8. Assess your vulnerabilities
Your greatest asset may be your greatest liability. At the height of the tech boom, telecommunications clients made up more than 50% of our business. When they hit their big plunge, we suffered quite badly.
We don’t need to learn that lesson twice. We have diversified our client base across a variety of sectors. For every industry that’s currently in a “cooling” phase, there’s one that’s warming up. We’ve also broadened the range of our offerings. We now provide staffing from the call centre right up to the boardroom, as well as a managed services and logistical component.
9. Grow intelligently
We’ve all heard the phrase “victims of their own success.” How can you ensure that business growth doesn’t endanger the flexibility and focus that is essential for true resilience?
Answer: by taking deliberate steps to protect and extend the practices you want to retain. As we open new offices across the country and expand existing offices, we’ve brought in a training program, transferred experienced people into new areas and set up a mentoring program that matches new staff with seasoned team members. It’s been a tremendous success. We hire people for new ideas, but we ensure they understand why we do things the way we do before they start adding their own perspectives.

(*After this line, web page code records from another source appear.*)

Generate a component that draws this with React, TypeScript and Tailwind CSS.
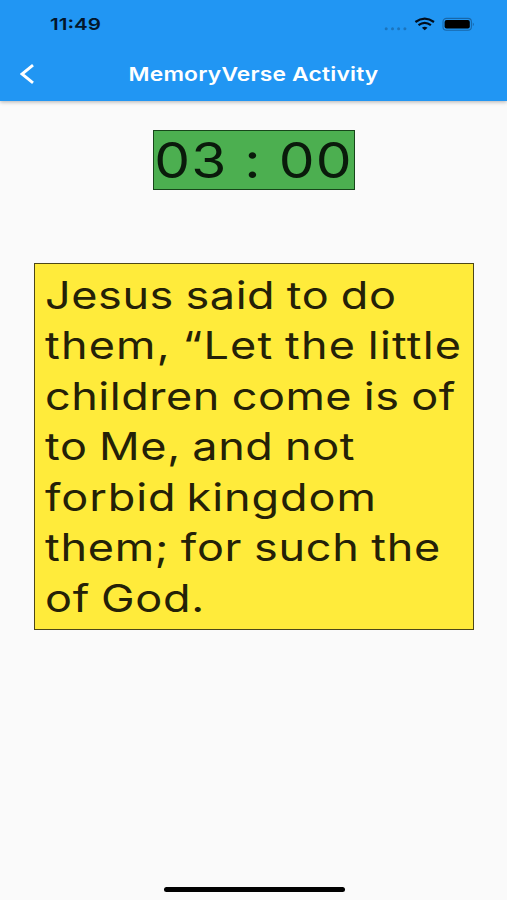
const verse = [
  { text: 'Jesus said to do', spacing: 'tracking-[0.48px] [word-spacing:-1.4px]' },
  { text: 'them, “Let the little', spacing: 'tracking-[0.98px] [word-spacing:-1.8px]' },
  { text: 'children come is of', spacing: 'tracking-[0.44px] [word-spacing:-1.2px]' },
  { text: 'to Me, and not', spacing: 'tracking-[0.5px] [word-spacing:-1.4px]' },
  { text: 'forbid kingdom', spacing: 'tracking-[0.78px] [word-spacing:-3px]' },
  { text: 'them; for such the', spacing: 'tracking-[0.6px] [word-spacing:-1.4px]' },
  { text: 'of God.', spacing: 'tracking-[0.55px] [word-spacing:-1.8px]' },
];

function StatusBar() {
  return (
    <div className="flex h-[48px] items-center pl-[50px] pr-[32px]">
      <span className="origin-left scale-x-[1.25] pt-px text-[16.5px] font-semibold leading-none text-[#03162b]">11:49</span>
      <svg className="ml-auto" width="92" height="16" viewBox="0 0 92 16">
        <g fill="#1b74bd">
          <circle cx="3.2" cy="12.7" r="1.5" />
          <circle cx="9.5" cy="12.7" r="1.5" />
          <circle cx="15.6" cy="12.7" r="1.5" />
          <circle cx="21.9" cy="12.7" r="1.5" />
        </g>
        <g fill="none" stroke="#020d1b" strokeWidth="2.2">
          <path d="M32.4 6Q41.7-.8 51 6" />
          <path d="M35.5 9.2Q41.7 4.6 47.9 9.2" />
        </g>
        <path d="M38.9 11.8Q41.7 9.6 44.5 11.8L41.7 14.2Z" fill="#020d1b" />
        <rect x="60" y="2.4" width="28.4" height="11.8" rx="3.4" fill="none" stroke="#1767aa" strokeWidth="1.1" />
        <rect x="61.6" y="4" width="25.2" height="8.6" rx="2" fill="#000" />
        <path d="M89.8 6.4Q92 8.3 89.8 10.2Z" fill="#1767aa" />
      </svg>
    </div>
  );
}

export default function App() {
  return (
    <div className="flex h-[900px] w-[507px] flex-col overflow-hidden bg-[#fafafa] font-['Inter',sans-serif]">
      <header className="h-[101px] shrink-0 bg-[#2196f3] shadow-[0_1px_4px_rgba(0,0,0,0.3)]">
        <StatusBar />
        <div className="grid h-[52px] grid-cols-[54px_1fr_54px] items-center">
          <svg className="ml-[20px]" width="16" height="20" viewBox="0 0 16 20" fill="none" stroke="#fff" strokeWidth="2.9">
            <path d="M13 1.2L2 10L13 18.8" />
          </svg>
          <h1 className="scale-x-[1.2] whitespace-nowrap text-center text-[19px] font-semibold leading-none tracking-[0.16px] text-white">
            MemoryVerse Activity
          </h1>
        </div>
      </header>
      <main className="flex flex-1 flex-col items-center pt-[29px]">
        <div className="ml-px flex h-[60px] w-[202px] items-center justify-center border border-[#17451a] bg-[#4caf50]">
          <span className="scale-x-[1.16] whitespace-pre pr-[1px] text-[49px] leading-none tracking-[0.9px] text-[#0a1a0b] [font-feature-settings:'calt'_0]">03 : 00</span>
        </div>
        <div className="mt-[73px] h-[367px] w-[440px] border border-[#4d4718] bg-[#ffeb3b] pl-[10.4px] pt-[6.5px]">
          <p className="w-[350px] origin-left scale-x-[1.2] text-[37.5px] leading-[50.5px] text-[#242107]">
            {verse.map(({ text, spacing }) => (
              <span key={text} className={`block whitespace-nowrap ${spacing}`}>{text}</span>
            ))}
          </p>
        </div>
      </main>
      <footer className="flex h-[13px] shrink-0 justify-center">
        <div className="ml-px h-[5px] w-[181px] rounded-full bg-black" />
      </footer>
    </div>
  );
}
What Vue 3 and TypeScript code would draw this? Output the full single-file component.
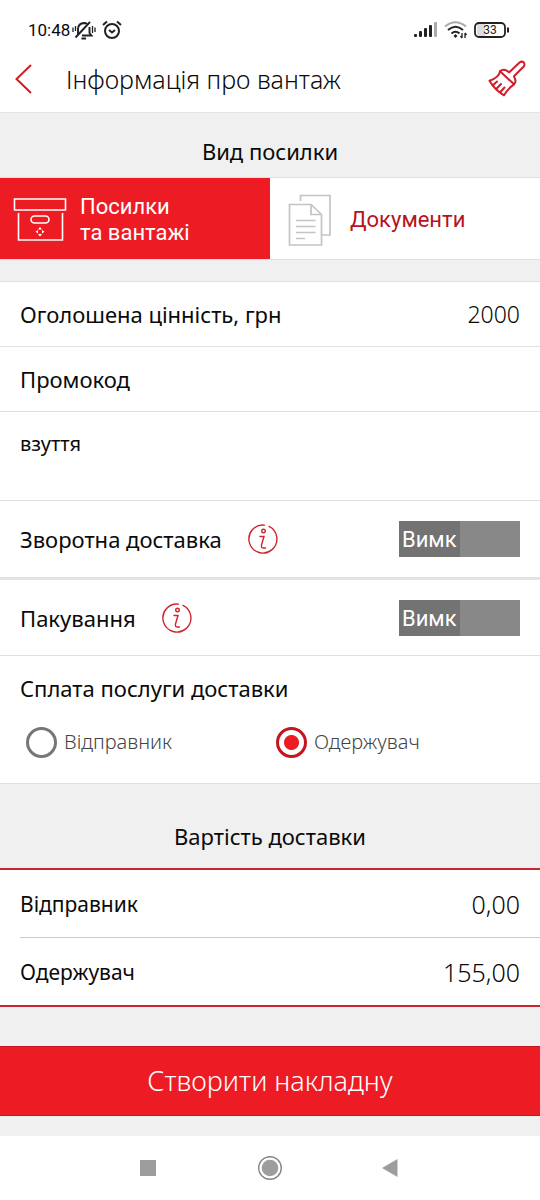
<script setup lang="ts">
import { ref } from 'vue'

type Parcel = 'cargo' | 'documents'
type Payer = 'sender' | 'recipient'

interface Service {
  id: string
  label: string
  on: boolean
}

const parcel = ref<Parcel>('cargo')
const payer = ref<Payer>('recipient')
const declared = ref('2000')
const promo = ref('')
const description = ref('взуття')
const services = ref<Service[]>([
  { id: 'return', label: 'Зворотна доставка', on: false },
  { id: 'packing', label: 'Пакування', on: false },
])
const payers: { id: Payer; label: string }[] = [
  { id: 'sender', label: 'Відправник' },
  { id: 'recipient', label: 'Одержувач' },
]
const costs = [
  { label: 'Відправник', value: '0,00' },
  { label: 'Одержувач', value: '155,00' },
]
</script>

<template>
  <div class="screen">
    <div class="status">
      <div class="status-group">
        <span class="clock">10:48</span>
        <svg class="bell" width="24" height="20" viewBox="0 0 24 20" fill="none" stroke="#222" stroke-width="1.900">
          <path d="M6 15V8.500Q6.500 3.500 12 3Q14 3 15 4M17.500 7V13L19.500 15.500H10M9.500 18.500H14" />
          <path d="M3.500 17.500L18 2" />
          <path d="M1 7.500V12M3.500 6V11M20.500 6V13M23 7.500V12" stroke-width="1.300" />
        </svg>
        <svg width="20" height="20" viewBox="0 0 20 20" fill="none" stroke="#222" stroke-width="2">
          <circle cx="10" cy="11" r="7" />
          <path d="M1 5L5 1.500M15 1.500L19 5M7 10L10 12.500L13 10" />
        </svg>
      </div>
      <div class="status-group">
        <svg width="24" height="16" viewBox="0 0 24 16" fill="#222">
          <rect x="0" y="12" width="3" height="3" rx="1" />
          <rect x="5" y="9" width="3" height="6" rx="1" />
          <rect x="10" y="6" width="3" height="9" rx="1" />
          <rect x="15" y="3" width="3" height="12" rx="1" />
          <rect x="20" y="0" width="3" height="15" rx="1" fill="#aaa" />
        </svg>
        <svg width="24" height="18" viewBox="0 0 24 18" fill="none" stroke="#222" stroke-width="2">
          <path d="M1 5.500Q11.500 -3 22 5.500" stroke="#aaa" />
          <path d="M4 9Q11.500 2.500 19 9M7.500 12.500Q11.500 9 15.500 12.500" />
          <path d="M9.500 15L11.500 13L13.500 15L11.500 17Z" fill="#222" stroke="none" />
          <path d="M18 12V17M21 12V17M16.500 15L18 17M21 12L22.500 14" stroke-width="1.300" />
        </svg>
        <svg class="battery" width="36" height="16" viewBox="0 0 36 16">
          <rect x="3" y="2" width="8" height="12" fill="#ddd" />
          <rect x="1" y="1" width="30" height="14" rx="4" fill="none" stroke="#222" stroke-width="1.800" />
          <path d="M34 5.500V10.500" stroke="#222" stroke-width="2" />
          <text x="16" y="12" text-anchor="middle">33</text>
        </svg>
      </div>
    </div>

    <header class="header">
      <button class="icon-button" type="button" aria-label="Назад">
        <svg width="17" height="30" viewBox="0 0 17 30" fill="none" stroke="#cf1d27" stroke-width="2">
          <path d="M16 1L1.500 15L16 29" />
        </svg>
      </button>
      <h1>Інформація про вантаж</h1>
      <button class="icon-button" type="button" aria-label="Очистити">
        <svg width="38" height="38" viewBox="0 0 38 38" fill="none" stroke="#d11d2a" stroke-width="2" stroke-linejoin="round" stroke-linecap="round">
          <path d="M12 11.300Q15 8.500 18.700 10.700L21.300 12.300L31.500 2.500Q34 .800 35.800 2.500Q37.300 4.500 35.500 6.800L26 16.300L27.300 19.700Q28 22.500 26 24.300Z" />
          <path d="M12 11.300Q11 17.500 1.500 20.700Q6.500 29.500 16 35.300Q20.500 28 26 24.300" />
          <path d="M5.300 25L9 21.500M8.700 28.500L13 24M12.300 32L16.500 27.500" />
        </svg>
      </button>
    </header>

    <main>
      <h2 class="section-title type-title">Вид посилки</h2>
      <div class="tabs">
        <button type="button" class="tab" :class="{ active: parcel === 'cargo' }" :aria-pressed="parcel === 'cargo'" @click="parcel = 'cargo'">
          <svg width="54" height="46" viewBox="0 0 54 46" fill="none" stroke="currentColor" stroke-width="1.600">
            <path d="M1.500 2H52.500V13H1.500ZM5.500 16V43H49.500V16" />
            <rect x="18" y="19" width="18" height="7" rx="3.500" />
            <g fill="currentColor" stroke="none">
              <path d="M27 30L29 32.500H25ZM27 39.500L25 37H29ZM22.500 34.800L25 33V36.500ZM31.500 34.800L29 33V36.500Z" />
            </g>
          </svg>
          <span>Посилки<br>та вантажі</span>
        </button>
        <button type="button" class="tab" :class="{ active: parcel === 'documents' }" :aria-pressed="parcel === 'documents'" @click="parcel = 'documents'">
          <svg class="docs" width="44" height="54" viewBox="0 0 44 54" fill="none" stroke="#c4c4c4" stroke-width="1.700">
            <path d="M12.500 8V2.500H42V42H34" />
            <path d="M1.500 11.500H23L33.500 21.500V52H1.500ZM23 11.500V21.500H33.500M8 27.500H27.500M8 33.500H27.500M8 39.500H27.500M8 45.500H17" />
          </svg>
          <span>Документи</span>
        </button>
      </div>

      <div class="form">
        <div class="row field">
          <label for="declared">Оголошена цінність, грн</label>
          <input id="declared" v-model="declared" class="declared" inputmode="numeric">
        </div>
        <div class="row field">
          <label for="promo">Промокод</label>
          <input id="promo" v-model="promo">
        </div>
        <textarea v-model="description" class="description" aria-label="Опис вантажу"></textarea>
        <div v-for="service in services" :key="service.id" class="row service">
          <span>{{ service.label }}</span>
          <button class="icon-button" type="button" :aria-label="service.label + ': довідка'">
            <svg width="30" height="30" viewBox="0 0 30 30" fill="none" stroke="#cf2530" stroke-width="1.400" stroke-linecap="round">
              <path d="M16.500 1.100A14 14 0 1 0 21 2.400" />
              <circle cx="15.500" cy="7" r="1.800" />
              <path d="M12 12.500H16L13.500 21Q13 24 15 24H17.500" />
            </svg>
          </button>
          <button class="switch" :class="{ on: service.on }" type="button" role="switch" :aria-checked="service.on" :aria-label="service.label" @click="service.on = !service.on">
            <span>{{ service.on ? 'Увім' : 'Вимк' }}</span>
          </button>
        </div>
        <fieldset class="payment">
          <legend>Сплата послуги доставки</legend>
          <div class="options">
            <label v-for="option in payers" :key="option.id">
              <input v-model="payer" type="radio" name="payer" :value="option.id">
              <span>{{ option.label }}</span>
            </label>
          </div>
        </fieldset>
      </div>

      <h2 class="section-title cost-title">Вартість доставки</h2>
      <dl class="costs">
        <div v-for="cost in costs" :key="cost.label" class="cost">
          <dt>{{ cost.label }}</dt>
          <dd>{{ cost.value }}</dd>
        </div>
      </dl>
      <button class="submit" type="button">Створити накладну</button>
    </main>

    <nav class="system-nav" aria-label="Системна навігація">
      <button class="icon-button" type="button" aria-label="Останні">
        <svg width="24" height="26" viewBox="0 0 24 26"><rect x="3" y="5" width="16" height="16" fill="#9d9d9d" /></svg>
      </button>
      <button class="icon-button" type="button" aria-label="Головна">
        <svg width="24" height="26" viewBox="0 0 24 26"><circle cx="12" cy="13" r="11.300" fill="none" stroke="#858585" stroke-width="1.400" /><circle cx="12" cy="13" r="8.300" fill="#9d9d9d" /></svg>
      </button>
      <button class="icon-button" type="button" aria-label="Назад у системі">
        <svg width="24" height="26" viewBox="0 0 24 26"><path d="M3 13L18.500 4V22Z" fill="#9d9d9d" /></svg>
      </button>
    </nav>
  </div>
</template>

<style>
body {
  margin: 0;
  background: #fff;
}
</style>

<style scoped>
* {
  box-sizing: border-box;
}

.screen {
  display: flex;
  flex-direction: column;
  min-height: 100vh;
  background: #f0f0f0;
  color: #0a0a0a;
  font-family: "Noto Sans", "Open Sans", sans-serif;
  font-size: 22px;
  line-height: 28px;
}

button,
input,
textarea {
  margin: 0;
  padding: 0;
  border: 0;
  background: none;
  color: inherit;
  font: inherit;
}

button {
  cursor: pointer;
}

svg {
  display: block;
  flex: none;
}

.icon-button {
  display: flex;
  flex: none;
}

.status {
  display: flex;
  justify-content: space-between;
  align-items: center;
  height: 60px;
  padding: 0 30px 0 28px;
  background: #fff;
  font-family: Roboto, sans-serif;
}

.status-group {
  display: flex;
  align-items: center;
  gap: 6px;
}

.clock {
  font-size: 17px;
}

.bell {
  margin-left: -4px;
}

.battery text {
  font: 12px Roboto, sans-serif;
  fill: #222;
}

.header {
  display: flex;
  align-items: center;
  height: 53px;
  padding: 0 14px 14px 15px;
  border-bottom: 1px solid #e4e4e4;
  background: #fff;
}

h1 {
  flex: 1;
  margin: 0 0 0 34px;
  font-size: 25px;
  font-weight: 300;
  line-height: 32px;
}

.section-title {
  margin: 0;
  font-size: 22px;
  font-weight: 400;
  text-align: center;
}

.type-title {
  padding: 24px 20px 12px;
}

.tabs {
  display: grid;
  grid-template-columns: 1fr 1fr;
  height: 83px;
  border: solid #e0e0e0;
  border-width: 1px 0;
  background: #fff;
}

.tab {
  display: flex;
  align-items: center;
  gap: 13px;
  padding: 2px 13px 0;
  color: #b5141d;
  font: 22px/26px Roboto, sans-serif;
  text-align: left;
}

.tab.active {
  background: #ed1c24;
  color: #fff;
}

.docs {
  margin: 0 5px;
}

.form {
  margin-top: 21px;
  border: solid #e0e0e0;
  border-width: 1px 0;
  background: #fff;
}

.row {
  display: flex;
  align-items: center;
  padding: 0 20px;
  border-bottom: 1px solid #e0e0e0;
}

.field {
  height: 65px;
}

.field input {
  flex: 1;
  min-width: 0;
  text-align: right;
}

.field .declared {
  font-size: 23px;
  font-weight: 300;
}

.description {
  display: block;
  width: 100%;
  height: 89px;
  padding: 18px 20px;
  border-bottom: 1px solid #e0e0e0;
  font-size: 20px;
  resize: none;
}

.service {
  height: 77px;
  gap: 26px;
}

.service + .service {
  height: 78px;
  border-top: 2px solid #e4e4e4;
}

.switch {
  display: flex;
  width: 121px;
  height: 36px;
  margin-left: auto;
  background: #888;
  color: #fff;
  font: 22px/38px Roboto, sans-serif;
}

.switch span {
  width: 50%;
  height: 100%;
  background: #737373;
}

.switch.on {
  justify-content: flex-end;
}

.payment {
  margin: 0;
  padding: 18px 20px 25px;
  border: 0;
}

.payment legend {
  float: left;
  padding: 0;
}

.options {
  display: grid;
  grid-template-columns: 1fr 1fr;
  gap: 6px;
  clear: both;
  padding: 24px 0 0 6px;
}

.options label {
  display: flex;
  align-items: center;
  gap: 7px;
  height: 32px;
  color: #444;
  font-size: 20px;
  font-weight: 300;
}

.options input {
  flex: none;
  width: 31px;
  height: 31px;
  border: 3px solid #777;
  border-radius: 50%;
  appearance: none;
}

.options input:checked {
  border-color: #c4161f;
  background: radial-gradient(circle, #ed1c24 7px, #fff 8px);
}

.cost-title {
  padding: 38px 20px 18px;
}

.costs {
  margin: 0;
  border: solid #c92630;
  border-width: 2px 0;
  background: #fff;
}

.cost {
  display: flex;
  justify-content: space-between;
  align-items: center;
  height: 67px;
  margin-left: 20px;
  padding-right: 20px;
}

.cost + .cost {
  height: 68px;
  border-top: 1px solid #ccc;
}

dt {
  font-size: 21px;
}

dd {
  margin: 0;
  font-size: 25px;
  font-weight: 300;
}

.submit {
  display: block;
  width: 100%;
  height: 70px;
  margin: 39px 0 20px;
  border: solid #c4161f;
  border-width: 1px 0;
  background: #ed1c24;
  color: #fff;
  font-size: 27px;
  font-weight: 300;
}

.system-nav {
  display: flex;
  flex: 1;
  justify-content: center;
  align-items: center;
  gap: 97px;
  min-height: 64px;
  background: #fff;
}
</style>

Likewise, we’ve used forethought and planning in expanding our client base. With sales more than doubling this year, it’s easy to get swept up in the thrill of rapid growth. But it’s not enough just to sign the contracts; we want to balance our client portfolio and ensure that we’ll be able to fulfill all the promises we make. Good fortune makes it hard to think about the pitfalls lying ahead of you, but that’s the best and most important time to do exactly that.
It’s an easy prediction that the future is full of promise and hazards. With a resilient business, you can survive, and even thrive, on adversity.
Frank Wilson is co-founder and CEO of The Employment Solution, a Toronto-based staffing company specializing in IT, engineering and office services/executive search.